In 1883, the department attempted to establish a mounted unit. Much to the public’s dismay, the men were not accustomed to the saddle and the experiment failed. Two years later, however, the Richmond County Board of Supervisors approved the Board of Police Commissioners’ request for an appropriation of $6,000 to supply horses for a mounted squad to patrol the country districts.
The squad had 10 men, including patrolmen John Moore and George Wilson and eight other men who had just been appointed to the force. The men were fitted in a cavalry uniform and drilled by Sergeant Thomas Higgins of the Sixth United States Calvary. Twelve horses were purchased and named after the governors of New York: Morton, Flower, Hill, Cleveland, Cornell, Robinson, Tilden, Dix, Hoffman, Fenton, Seymour, and Morgan.
Alice Goes Home
Many hours after Alice arrived at the police stables, Pete Barlow (aka the Coney Island Elephant Man) and two men from the India attraction at Luna Park showed up and convinced the police that Alice was one of six elephants from Luna Park. They paid a large fine and lead the elephant away down the Boulevard toward the St. George Ferry landing.

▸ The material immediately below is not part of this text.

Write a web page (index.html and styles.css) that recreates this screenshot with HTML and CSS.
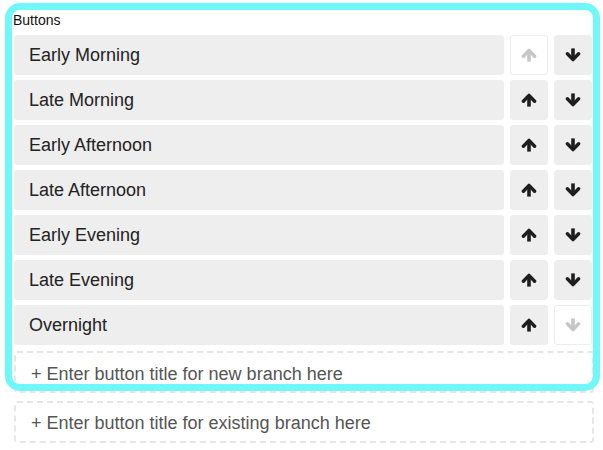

After walking about six miles, the group met up with a large horse-drawn wagon that had been summoned from Sheepshead Bay in Brooklyn. Using hay and apples to lure her, Barlow led Alice into the wagon, which then proceeded to the ferry. Upon arrival in Manhattan, the wagon took Alice down South Street and to the Brooklyn-bound ferry. Once in Brooklyn, the group made of the rest of trip by foot and hoof back to Coney Island.
With Alice safely back at Luna Park, Frenk Kissler the fisherman told the press he was going to collect the $100 reward that was due him.
Incidentally, four years later Alice made the news again, this time when she went on a rampage at the Bronx Park Zoo and “locked” herself in the Reptile House. She had been given to the zoo in 1908 to be a mate for Gunda, the zoo’s first Indian elephant, and it was hoped that some baby elephants would keep her busy and distract her from trying to escape.